◆ Given problem
Work through the listing below and count the lines that hold "this". Answer with the number alone.
--- START Given data ---
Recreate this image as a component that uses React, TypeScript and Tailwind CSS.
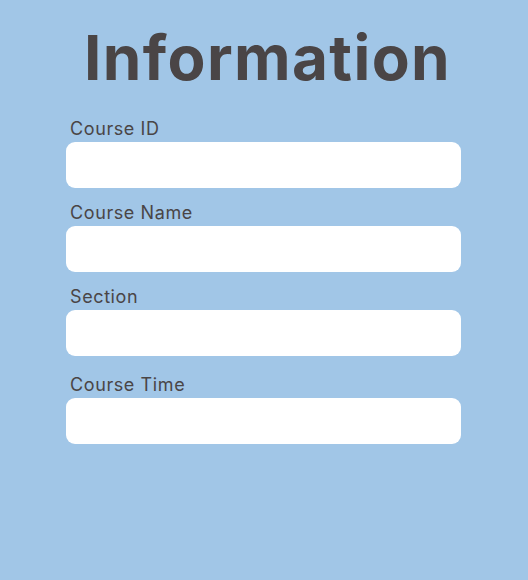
export default function App() {
  const fields = [
    { label: "Course ID", mt: "mt-0" },
    { label: "Course Name", mt: "mt-[13px]" },
    { label: "Section", mt: "mt-[13px]" },
    { label: "Course Time", mt: "mt-[17px]" },
  ];

  return (
    <div
      className="h-[580px] w-full bg-[#a1c6e7] text-[#4a4546]"
      style={{ fontFamily: "Inter, 'Open Sans', sans-serif" }}
    >
      <h1 className="pl-[7px] pt-[16px] text-center text-[62px] font-bold leading-[84px] tracking-[1.4px]">
        Information
      </h1>
      <form className="ml-[66px] mt-[17px] w-[395px]">
        {fields.map((f) => (
          <div key={f.label} className={f.mt}>
            <label className="block pl-[4px] text-[18px] leading-[24px] tracking-[0.6px]">{f.label}</label>
            <input
              type="text"
              className="mt-[1px] block h-[46px] w-full rounded-[9px] bg-white px-3 outline-none"
            />
          </div>
        ))}
      </form>
    </div>
  );
}
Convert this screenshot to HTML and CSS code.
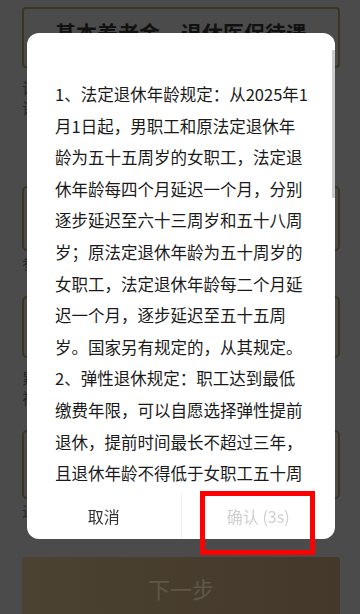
--- END Given data ---
◆ Result
2